__Entries supplied__.
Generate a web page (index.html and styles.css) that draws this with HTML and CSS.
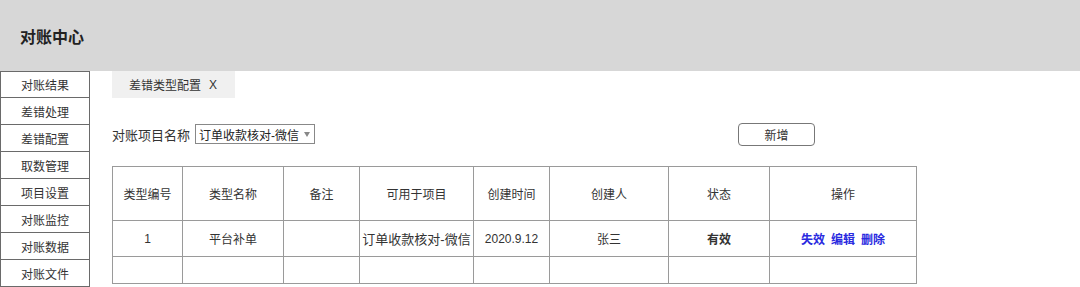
FILE: index.html
```html
<!DOCTYPE html>
<html lang="zh-CN">
<head>
<meta charset="utf-8">
<title>对账中心</title>
<link rel="stylesheet" href="styles.css">
</head>
<body>
<header class="topbar"><h1 class="title">对账中心</h1></header>
<div class="layout">
  <nav class="sidebar">
    <div class="nav-item">对账结果</div>
    <div class="nav-item">差错处理</div>
    <div class="nav-item">差错配置</div>
    <div class="nav-item">取数管理</div>
    <div class="nav-item">项目设置</div>
    <div class="nav-item">对账监控</div>
    <div class="nav-item">对账数据</div>
    <div class="nav-item">对账文件</div>
  </nav>
  <main class="content">
    <div class="tab">差错类型配置<span class="tab-close">X</span></div>
    <div class="filter">
      <span class="filter-label">对账项目名称</span>
      <div class="select"><span>订单收款核对-微信</span><span class="caret"></span></div>
      <button class="btn-add">新增</button>
    </div>
    <table class="grid">
      <colgroup>
        <col class="c1"><col class="c2"><col class="c3"><col class="c4"><col class="c5"><col class="c6"><col class="c7"><col class="c8">
      </colgroup>
      <thead>
        <tr class="head-row"><th>类型编号</th><th>类型名称</th><th>备注</th><th>可用于项目</th><th>创建时间</th><th>创建人</th><th>状态</th><th>操作</th></tr>
      </thead>
      <tbody>
        <tr class="data-row"><td>1</td><td>平台补单</td><td></td><td class="project">订单收款核对-微信</td><td>2020.9.12</td><td>张三</td><td class="status">有效</td><td class="ops"><a>失效</a><a>编辑</a><a>删除</a></td></tr>
        <tr class="empty-row"><td></td><td></td><td></td><td></td><td></td><td></td><td></td><td></td></tr>
      </tbody>
    </table>
  </main>
</div>
</body>
</html>
```
FILE: styles.css
```css
* { box-sizing: border-box; }
html, body { margin: 0; padding: 0; }
body {
  width: 1080px;
  height: 287px;
  overflow: hidden;
  background: #fff;
  color: #333;
  font-family: "Liberation Sans", "Noto Sans CJK SC", sans-serif;
  font-size: 12px;
}
.topbar {
  height: 71px;
  background: #d7d7d7;
  display: flex;
  align-items: center;
  padding-left: 20px;
}
.title {
  margin: 0;
  font-size: 16px;
  font-weight: bold;
  color: #222;
}
.layout { display: flex; }
.sidebar {
  width: 90px;
  border-left: 1px solid #6a6a6a;
  border-right: 1px solid #6a6a6a;
  flex: none;
}
.nav-item {
  height: 27px;
  border-bottom: 1px solid #6a6a6a;
  display: flex;
  align-items: center;
  justify-content: center;
  font-size: 12px;
  color: #333;
}
.nav-item:first-child { border-top: 1px solid #6a6a6a; }
.content {
  padding-left: 22px;
  flex: 1;
}
.tab {
  width: 123px;
  height: 27px;
  background: #f0f0f0;
  display: flex;
  align-items: center;
  padding-left: 17px;
  font-size: 12px;
  color: #333;
}
.tab-close { margin-left: 8px; }
.filter {
  display: flex;
  align-items: center;
  margin-top: 24px;
  height: 24px;
}
.filter-label { font-size: 13px; color: #333; margin-right: 5px; }
.select {
  width: 120px;
  height: 20px;
  border: 1px solid #888;
  display: flex;
  align-items: center;
  justify-content: space-between;
  padding: 0 4px 0 3px;
  font-size: 12px;
  color: #222;
}
.caret {
  width: 0; height: 0;
  border-left: 3.5px solid transparent;
  border-right: 3.5px solid transparent;
  border-top: 5px solid #888;
}
.btn-add {
  margin-left: 423px;
  width: 77px;
  height: 23px;
  border: 1px solid #777;
  border-radius: 4px;
  background: #fff;
  font-family: inherit;
  font-size: 12px;
  color: #333;
  padding: 0;
}
.grid {
  margin-top: 20px;
  border-collapse: collapse;
  table-layout: fixed;
  width: 804px;
}
.grid th, .grid td {
  border: 1px solid #9a9a9a;
  text-align: center;
  font-weight: normal;
  font-size: 12px;
  color: #333;
  padding: 0;
}
.c1 { width: 70px; } .c2 { width: 101px; } .c3 { width: 76px; } .c4 { width: 114px; }
.c5 { width: 76px; } .c6 { width: 119px; } .c7 { width: 101px; } .c8 { width: 147px; }
.head-row { height: 54px; }
.data-row { height: 36px; }
.empty-row { height: 27px; }
.grid td.project { font-size: 13px; white-space: nowrap; }
.grid td.status { font-weight: bold; color: #333; }
.ops a { color: #2a2ae0; font-weight: bold; margin: 0 3px; cursor: pointer; }
```
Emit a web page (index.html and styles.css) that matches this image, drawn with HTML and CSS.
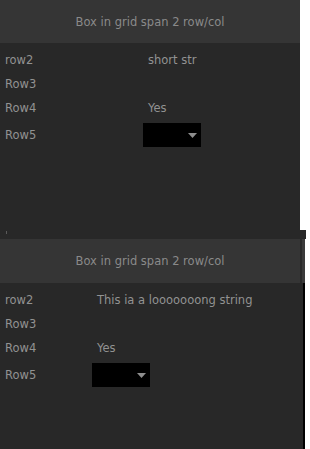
FILE: index.html
```html
<!DOCTYPE html>
<html lang="en">
<head>
    <meta charset="UTF-8">
    <meta name="viewport" content="width=device-width, initial-scale=1.0">
    <title>Grid span boxes</title>
    <link rel="stylesheet" href="styles.css">
</head>
<body>
    <div class="panel panel-top">
        <div class="panel-head">Box in grid span 2 row/col</div>
        <div class="grid grid-wide">
            <div class="label">row2</div>
            <div class="value">short str</div>
            <div class="label">Row3</div>
            <div class="value"></div>
            <div class="label">Row4</div>
            <div class="value">Yes</div>
            <div class="label row-tall">Row5</div>
            <div class="row-tall">
                <div class="dropdown">
                    <svg width="9" height="5" viewBox="0 0 9 5"><path d="M0 0H9L4.5 5Z" fill="#8e8e8e"/></svg>
                </div>
            </div>
        </div>
    </div>

    <div class="spacer"><span class="tick"></span></div>

    <div class="panel-wrap">
        <div class="panel panel-bottom">
            <div class="panel-head">Box in grid span 2 row/col</div>
            <div class="grid grid-narrow">
                <div class="label">row2</div>
                <div class="value">This ia a looooooong string</div>
                <div class="label">Row3</div>
                <div class="value"></div>
                <div class="label">Row4</div>
                <div class="value">Yes</div>
                <div class="label row-tall">Row5</div>
                <div class="row-tall">
                    <div class="dropdown">
                        <svg width="9" height="5" viewBox="0 0 9 5"><path d="M0 0H9L4.5 5Z" fill="#8e8e8e"/></svg>
                    </div>
                </div>
            </div>
        </div>
        <div class="scrollbar">
            <div class="scrollbar-head"></div>
            <div class="scrollbar-body"></div>
        </div>
    </div>
</body>
</html>
```

FILE: styles.css
```css
body {
    margin: 0;
    background: #ffffff;
    font-family: "DejaVu Sans", Verdana, sans-serif;
    font-size: 11.5px;
    color: #929292;
}
.panel {
    width: 300px;
    background-color: #282828;
}
.panel-top {
    height: 230px;
}
.panel-bottom {
    height: 210px;
}
.panel-head {
    height: 43px;
    background-color: #353535;
    color: #8a8a8a;
    display: flex;
    align-items: center;
    justify-content: center;
}
.panel-bottom .panel-head {
    height: 44px;
}
.grid {
    display: grid;
    grid-auto-rows: 24px;
    padding-top: 5px;
}
.grid-wide {
    grid-template-columns: 143px 1fr;
}
.grid-narrow {
    grid-template-columns: 92px 1fr;
}
.label,
.value {
    display: flex;
    align-items: center;
    padding-left: 5px;
}
.row-tall {
    height: 30px;
    display: flex;
    align-items: center;
}
.dropdown {
    width: 58px;
    height: 24px;
    background: #000000;
    display: flex;
    align-items: center;
    justify-content: flex-end;
    padding-right: 4px;
    box-sizing: border-box;
}
.spacer {
    width: 306px;
    height: 9px;
    background-color: #282828;
    position: relative;
}
.tick {
    position: absolute;
    left: 6px;
    top: 1px;
    width: 1px;
    height: 3px;
    background: #5a5a5a;
}
.panel-wrap {
    display: flex;
    width: 305px;
}
.scrollbar {
    width: 5px;
    display: flex;
    flex-direction: column;
}
.scrollbar-head {
    height: 44px;
    background: linear-gradient(to right, #2a2a2a 0 2px, #3a3a3a 2px);
}
.scrollbar-body {
    flex: 1;
    background: linear-gradient(to right, #282828 0 3px, #000000 3px);
}
```
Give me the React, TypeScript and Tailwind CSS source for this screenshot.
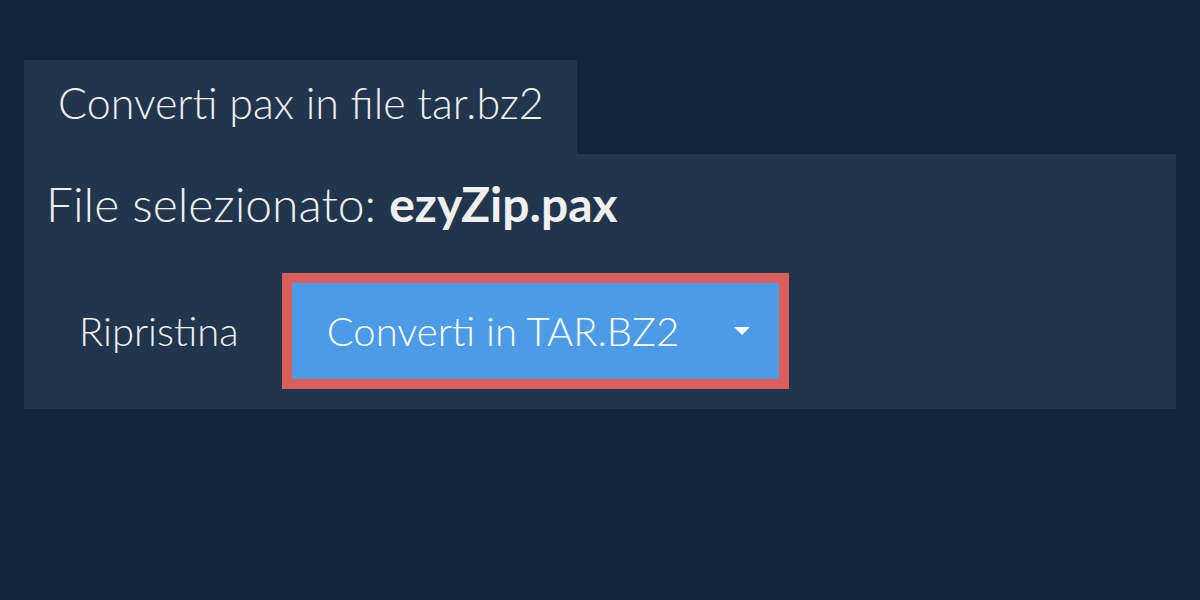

__What this task involves__.
Find and copy every line in the entries above where the string "page" occurs.

__Answer__.
Generate a web page (index.html and styles.css) that draws this with HTML and CSS.
Emit a web page (index.html and styles.css) that matches this image, drawn with HTML and CSS.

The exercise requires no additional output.